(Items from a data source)
##########

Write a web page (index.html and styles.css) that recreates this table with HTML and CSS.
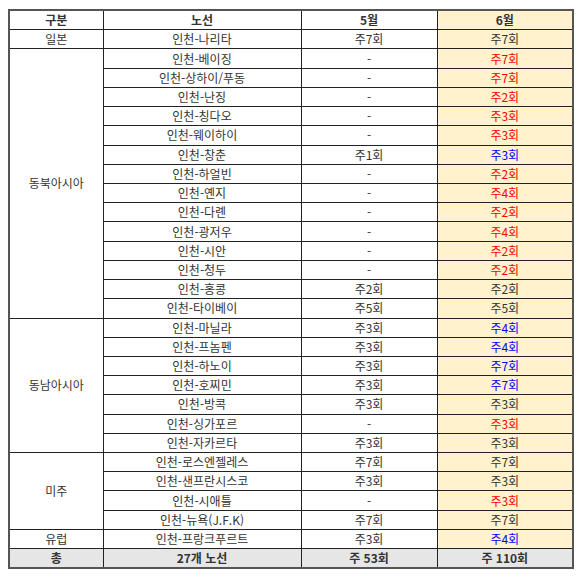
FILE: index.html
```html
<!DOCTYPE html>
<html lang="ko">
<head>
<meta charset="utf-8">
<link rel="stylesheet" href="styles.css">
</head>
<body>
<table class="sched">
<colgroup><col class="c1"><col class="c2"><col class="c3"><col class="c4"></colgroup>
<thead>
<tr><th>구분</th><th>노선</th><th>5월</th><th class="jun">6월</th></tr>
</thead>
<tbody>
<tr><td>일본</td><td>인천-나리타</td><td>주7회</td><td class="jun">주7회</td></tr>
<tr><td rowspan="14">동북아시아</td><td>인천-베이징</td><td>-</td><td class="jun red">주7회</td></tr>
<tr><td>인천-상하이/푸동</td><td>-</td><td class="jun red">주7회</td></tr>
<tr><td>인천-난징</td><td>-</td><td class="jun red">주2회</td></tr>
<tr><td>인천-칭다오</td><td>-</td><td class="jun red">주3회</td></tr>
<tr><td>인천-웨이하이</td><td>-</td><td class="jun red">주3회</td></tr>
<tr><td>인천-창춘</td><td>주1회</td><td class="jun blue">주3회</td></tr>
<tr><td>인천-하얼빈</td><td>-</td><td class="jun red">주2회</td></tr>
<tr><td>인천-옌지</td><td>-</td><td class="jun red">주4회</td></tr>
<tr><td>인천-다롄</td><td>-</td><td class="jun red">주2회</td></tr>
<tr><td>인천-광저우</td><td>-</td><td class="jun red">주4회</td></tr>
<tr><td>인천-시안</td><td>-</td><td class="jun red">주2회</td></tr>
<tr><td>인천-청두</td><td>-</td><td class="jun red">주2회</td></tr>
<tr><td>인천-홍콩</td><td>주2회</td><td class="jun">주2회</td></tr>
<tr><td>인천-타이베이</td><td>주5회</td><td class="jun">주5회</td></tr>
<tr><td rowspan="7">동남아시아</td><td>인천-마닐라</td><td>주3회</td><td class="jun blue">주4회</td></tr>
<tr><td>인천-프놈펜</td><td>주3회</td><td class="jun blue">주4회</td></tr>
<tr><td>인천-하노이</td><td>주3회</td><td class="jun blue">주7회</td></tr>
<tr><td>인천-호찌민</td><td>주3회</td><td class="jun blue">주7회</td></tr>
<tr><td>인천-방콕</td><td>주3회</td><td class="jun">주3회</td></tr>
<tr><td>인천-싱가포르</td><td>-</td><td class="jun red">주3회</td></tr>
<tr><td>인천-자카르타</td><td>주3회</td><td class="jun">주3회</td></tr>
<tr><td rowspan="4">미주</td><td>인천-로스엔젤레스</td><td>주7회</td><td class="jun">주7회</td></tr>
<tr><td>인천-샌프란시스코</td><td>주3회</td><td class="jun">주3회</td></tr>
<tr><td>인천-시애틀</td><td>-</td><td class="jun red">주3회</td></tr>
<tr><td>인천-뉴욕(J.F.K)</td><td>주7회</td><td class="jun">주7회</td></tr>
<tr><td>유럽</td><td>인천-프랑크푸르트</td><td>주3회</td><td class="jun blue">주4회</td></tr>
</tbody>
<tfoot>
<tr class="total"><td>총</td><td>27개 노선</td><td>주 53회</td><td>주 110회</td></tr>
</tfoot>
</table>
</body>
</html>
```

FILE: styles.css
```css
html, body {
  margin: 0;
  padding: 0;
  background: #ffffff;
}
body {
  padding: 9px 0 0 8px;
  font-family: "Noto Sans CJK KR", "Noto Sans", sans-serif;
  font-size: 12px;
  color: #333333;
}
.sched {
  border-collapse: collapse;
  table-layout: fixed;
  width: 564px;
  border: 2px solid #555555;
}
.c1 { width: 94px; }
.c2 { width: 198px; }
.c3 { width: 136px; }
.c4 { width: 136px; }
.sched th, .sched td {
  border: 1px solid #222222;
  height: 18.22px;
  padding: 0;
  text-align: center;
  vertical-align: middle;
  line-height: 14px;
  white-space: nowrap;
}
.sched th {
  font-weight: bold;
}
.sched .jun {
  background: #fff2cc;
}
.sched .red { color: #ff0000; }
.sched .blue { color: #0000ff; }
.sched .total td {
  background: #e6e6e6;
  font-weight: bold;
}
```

##########

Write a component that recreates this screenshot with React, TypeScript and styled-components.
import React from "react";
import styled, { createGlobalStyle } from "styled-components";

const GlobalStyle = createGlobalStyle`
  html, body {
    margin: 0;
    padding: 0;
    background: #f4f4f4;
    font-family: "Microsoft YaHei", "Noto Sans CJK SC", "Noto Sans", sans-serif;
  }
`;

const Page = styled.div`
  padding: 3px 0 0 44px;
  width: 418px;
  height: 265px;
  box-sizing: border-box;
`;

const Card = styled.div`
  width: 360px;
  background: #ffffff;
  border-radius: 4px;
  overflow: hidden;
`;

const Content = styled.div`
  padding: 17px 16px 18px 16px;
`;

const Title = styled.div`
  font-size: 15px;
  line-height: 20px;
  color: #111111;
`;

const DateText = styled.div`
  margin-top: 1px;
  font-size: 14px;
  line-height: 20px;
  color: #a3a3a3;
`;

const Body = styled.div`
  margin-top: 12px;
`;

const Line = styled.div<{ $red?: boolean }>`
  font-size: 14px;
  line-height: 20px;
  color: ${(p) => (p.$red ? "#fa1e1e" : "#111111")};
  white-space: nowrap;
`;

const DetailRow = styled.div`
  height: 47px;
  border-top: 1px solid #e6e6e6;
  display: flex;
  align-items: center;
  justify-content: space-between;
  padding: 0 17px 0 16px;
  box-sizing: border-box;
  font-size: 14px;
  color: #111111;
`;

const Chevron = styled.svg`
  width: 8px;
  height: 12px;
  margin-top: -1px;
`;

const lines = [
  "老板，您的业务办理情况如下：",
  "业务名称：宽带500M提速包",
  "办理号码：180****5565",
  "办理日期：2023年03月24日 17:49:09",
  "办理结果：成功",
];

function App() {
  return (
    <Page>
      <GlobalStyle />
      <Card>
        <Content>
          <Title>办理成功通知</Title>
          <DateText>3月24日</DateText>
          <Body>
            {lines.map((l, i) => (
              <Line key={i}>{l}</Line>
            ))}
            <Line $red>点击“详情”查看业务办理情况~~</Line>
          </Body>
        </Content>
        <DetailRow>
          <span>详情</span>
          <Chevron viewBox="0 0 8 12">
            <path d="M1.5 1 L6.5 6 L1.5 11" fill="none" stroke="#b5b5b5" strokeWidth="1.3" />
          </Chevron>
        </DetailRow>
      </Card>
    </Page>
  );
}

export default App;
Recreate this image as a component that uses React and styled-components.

##########

▶ SHORT TASK
Show the lines of the material that contain the word "React".

▶ RESULT
Write a component that recreates this screenshot with React, TypeScript and styled-components.
import React from "react";
Recreate this image as a component that uses React and styled-components.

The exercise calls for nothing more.